The genius of dogs is this: dogs are better than any other species — better than dolphins, better than chimpanzees or other primates, and MUCH better than cats (Had to get that dig in there — but seriously, if you want to win every future argument about which are smarter, dogs or cats, this is the book for you) — at understanding humans. They can grasp more words, more gestures, more specifically taught abilities, than any other creature. Most interesting and most impressive is this aspect, which Hare goes into in depth, complete with cute anime-style illustrations: dogs don’t just understand what we tell them, they understand our intent. Dogs can learn to obey any gesture, from a spoken command to a pointed finger to a nod of the head or a turn of the body, so long as that gesture conveys the human’s intention. That is, if you want a dog to look underneath a box for a treat, you don’t even have to say it: you can point, or nod, or turn your body towards the thing you want the dog to do, and the dog will do it. This is actually quite remarkable, as it shows a level of empathy between species that would seem impossible for any but humans — and not even most of us.

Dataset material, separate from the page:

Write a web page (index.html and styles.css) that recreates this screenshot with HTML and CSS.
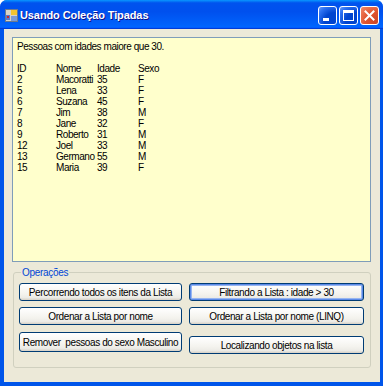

Reading about the science and the stories of dog genius was interesting and touching for me as a dog lover. I will say that the book’s writing is not genius: Hare is a scientist trying to write a popular science book (with the help of his wife, Vanessa Woods), and he doesn’t do a great job of it. The book seems self-serving at times, with Hare giving himself credit for discovering the remarkable intelligence of dogs; he’s actually being tongue in cheek, but it doesn’t come through, and you want to roll your eyes a few times. But the man knows his science, and he loves his dogs; and that’s all you can really ask for from a book, don’t you think?